There is also another explanation as to why a large number of the farmers keep the Shorthorns, the old dual-purpose breed. Those who live four miles or farther from town usually prefer to skim their milk and haul the cream down to town once or twice a week. There is thus a saving of time. When skimming their milk, they naturally have a dislike for "breeds whose milk is comparatively thin." So, for their purpose, especially if

they have pretty good corn land and a large farm, it is an economy of time and labor to produce beef and cream, with hogs as a by-product. This policy of time and labor conservation is, as can be seen, another reason for the limitation of the extent of community breeding.

On the Organization Map all membership in breeders' associations is indicated by the same character. Among the various live-stock associations the greatest membership is found in the Holstein Friesian Association and the Minnesota Dairymen's Association. Practically every man who is a member of the Holstein Friesian Association of America is also a member of the Minnesota Dairymen's Association. This shows that as full-blooded stock is being raised, the breeders begin to identify themselves with organizations promoting common interests.

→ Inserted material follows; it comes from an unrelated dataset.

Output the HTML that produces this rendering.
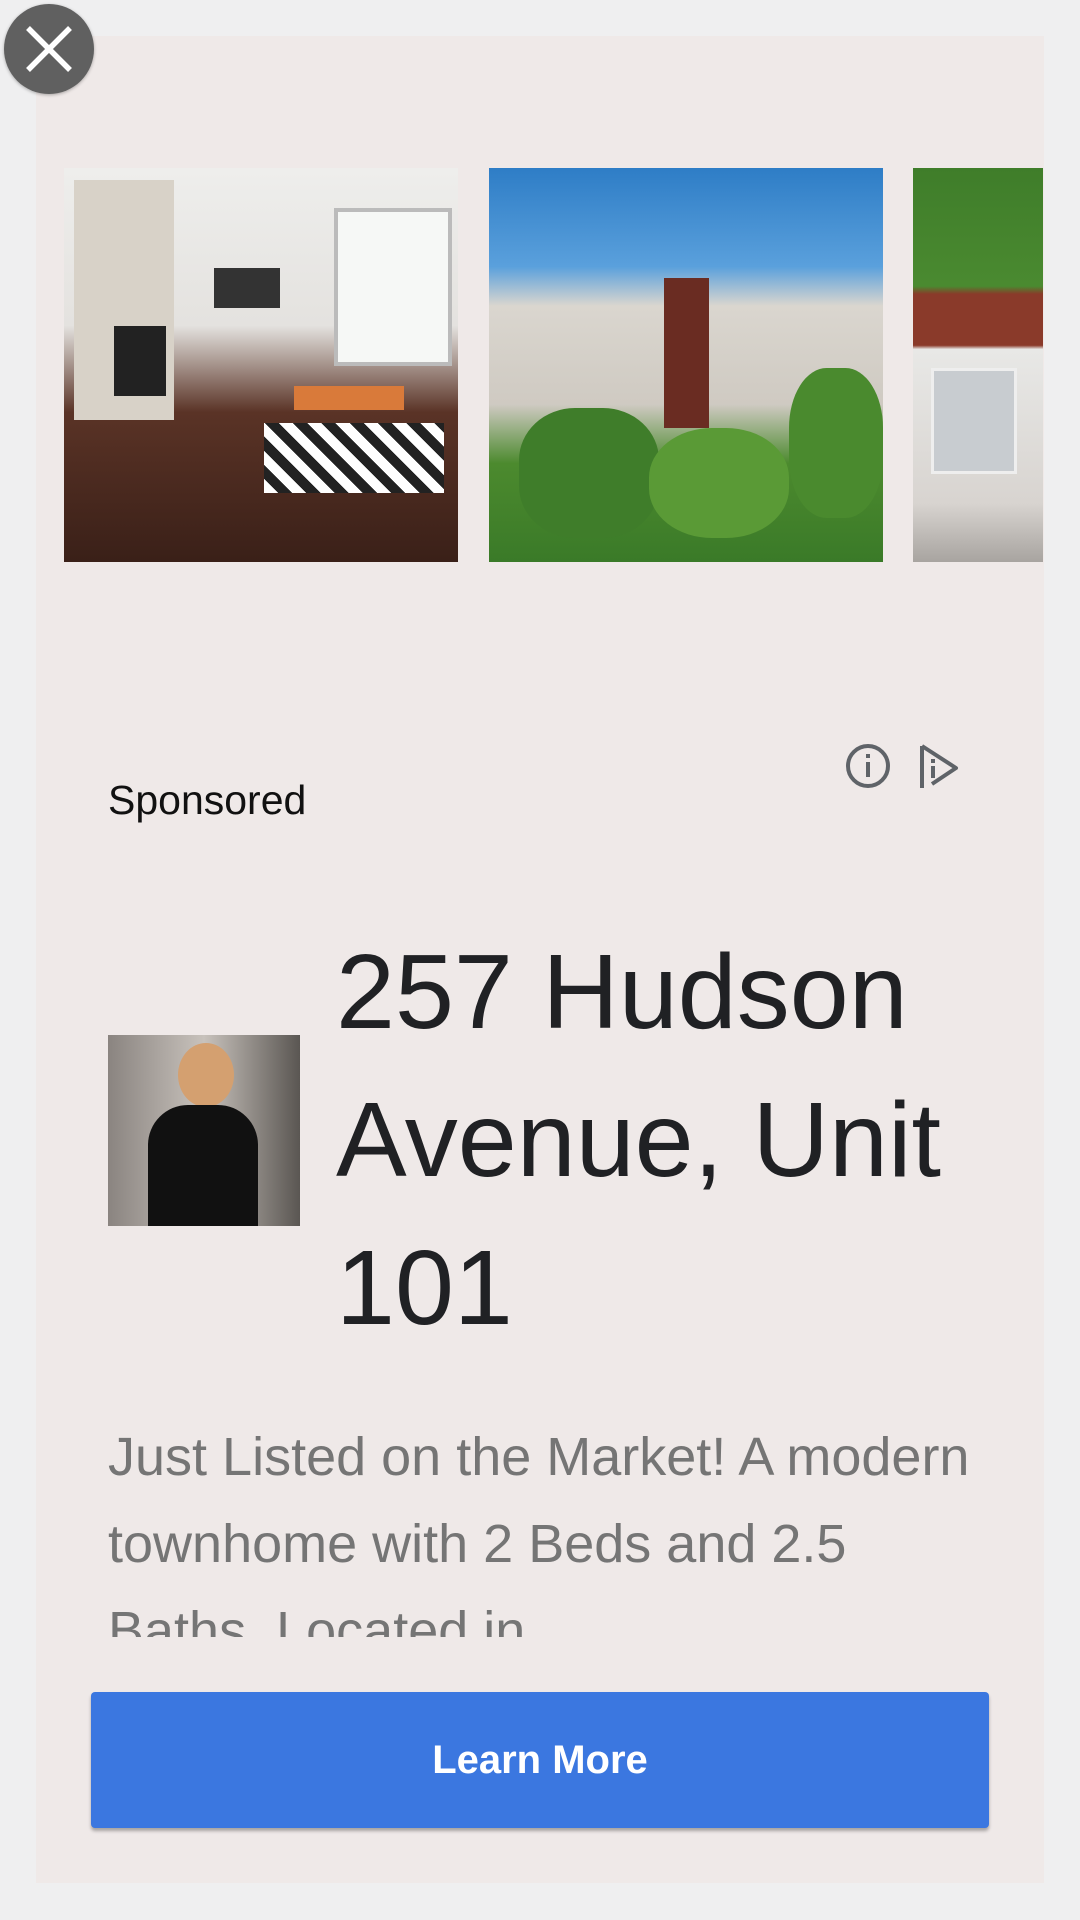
<!DOCTYPE html>
<html><head><meta charset="utf-8"><style>
body{margin:0;width:1080px;height:1920px;background:#efeff0;position:relative;overflow:hidden;font-family:"Liberation Sans",Roboto,sans-serif}
.card{position:absolute;left:36px;top:36px;width:1008px;height:1847px;background:#efe9e8}
.close{position:absolute;left:4px;top:4px;width:90px;height:90px;border-radius:50%;background:#606060;box-shadow:0 1px 3px rgba(0,0,0,.3)}
.img{position:absolute;top:168px;height:394px}
.a{position:absolute}
</style></head><body>
<div class="card"></div>
<div class="img" style="left:64px;width:394px;background:linear-gradient(180deg,#eeeeec 0%,#e4e2df 40%,#5a3326 62%,#3a2018 100%)">
 <div class="a" style="left:10px;top:12px;width:100px;height:240px;background:#d8d2c8"></div>
 <div class="a" style="left:50px;top:158px;width:52px;height:70px;background:#222"></div>
 <div class="a" style="left:150px;top:100px;width:66px;height:40px;background:#333"></div>
 <div class="a" style="left:270px;top:40px;width:110px;height:150px;background:#f6f8f6;border:4px solid #bbb"></div>
 <div class="a" style="left:200px;top:255px;width:180px;height:70px;background:repeating-linear-gradient(45deg,#fff 0 10px,#222 10px 20px)"></div>
 <div class="a" style="left:230px;top:218px;width:110px;height:24px;background:#d97a3a"></div>
</div>
<div class="img" style="left:489px;width:394px;background:linear-gradient(180deg,#2e7dc6 0%,#5aa0dc 25%,#dad6cf 35%,#cfcac2 60%,#4c8a2e 75%,#3a7a28 100%)">
 <div class="a" style="left:175px;top:110px;width:45px;height:150px;background:#6a2c22"></div>
 <div class="a" style="left:30px;top:240px;width:140px;height:130px;background:#3f7d2a;border-radius:40%"></div>
 <div class="a" style="left:160px;top:260px;width:140px;height:110px;background:#5a9a36;border-radius:45%"></div>
 <div class="a" style="left:300px;top:200px;width:94px;height:150px;background:#4a8a2e;border-radius:40%"></div>
</div>
<div class="img" style="left:913px;width:130px;background:linear-gradient(180deg,#3f7d2a 0%,#4a8a30 30%,#8a3a2a 32%,#8a3a2a 45%,#e8e8e6 46%,#d8d4d0 85%,#a8a4a0 100%)">
 <div class="a" style="left:18px;top:200px;width:80px;height:100px;background:#c8ccd0;border:3px solid #eee"></div>
</div>
<div class="close"><svg width="90" height="90" viewBox="0 0 90 90"><path d="M24 24L66 66M66 24L24 66" stroke="#fff" stroke-width="5.5"/></svg></div>
<div class="a" style="left:108px;top:777px;font-size:41px;color:#111">Sponsored</div>
<svg class="a" style="left:844px;top:742px" width="120" height="50" viewBox="0 0 120 50">
 <circle cx="24" cy="24" r="20" fill="none" stroke="#5f6368" stroke-width="4"/>
 <rect x="22" y="20" width="4" height="15" fill="#5f6368"/><rect x="22" y="12" width="4" height="4" fill="#5f6368"/>
 <path d="M78 4L78 46M78 4L112 26L88 42" fill="none" stroke="#5f6368" stroke-width="4" stroke-linejoin="round"/>
 <rect x="87" y="24" width="4" height="12" fill="#5f6368"/><rect x="87" y="17" width="4" height="4" fill="#5f6368"/>
</svg>
<div class="a" style="left:108px;top:1035px;width:192px;height:191px;background:linear-gradient(90deg,#8a8480,#c8c2bc 50%,#5a5652)">
 <div class="a" style="left:70px;top:8px;width:56px;height:64px;border-radius:50%;background:#d4a070"></div>
 <div class="a" style="left:40px;top:70px;width:110px;height:121px;border-radius:40px 40px 0 0;background:#111"></div>
</div>
<div class="a" style="left:336px;top:918px;font-size:106px;line-height:148px;color:#202124">257 Hudson<br>Avenue, Unit<br>101</div>
<div class="a" style="left:108px;top:1414px;width:880px;height:223px;overflow:hidden;font-size:54px;line-height:87px;color:#757575">Just Listed on the Market! A modern townhome with 2 Beds and 2.5 Baths. Located in</div>
<div class="a" style="left:91px;top:1692px;width:898px;height:136px;background:#3b77e0;border-radius:4px;box-shadow:0 3px 3px rgba(0,0,0,.3);color:#fff;font-weight:bold;font-size:40px;line-height:136px;text-align:center">Learn More</div>
</body></html>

What are we to conclude from the situation as it stands? The farmers have been coöperating successfully and yet they themselves do not have confidence in the movement. They feel that "farmers won't stick." It seems that with the advent of a more and more commercial type of farming there has grown up a modified code of business ethics. The older men lament that "there has been a breaking away from the old proud, rigorous honesty" that used to hold sway among the rural population. The old instincts of honesty are, of course, still there. Tell a farmer that he is "a cheat or a liar" and a blow will be his answer. In verbal agreements which he fully understands, he is still fully honest. But in the fulfillment of contracts of some complexity the exact meanings and implications of which are not understood, there are those who are not always honest. In simple agreements to exchange work with neighbors, or other cases of neighborhood coöperation, they all remain true to their obligations, but in business relations of a wide scope, they stoop to dishonesty. To illustrate, "we have those farmers who refuse to pay their share of the operating expenses of the creamery. Yet they were members of this farmers' creamery and had pledged to pay their share," but "the milk company held a dollar before their eyes and they couldn't see anything else."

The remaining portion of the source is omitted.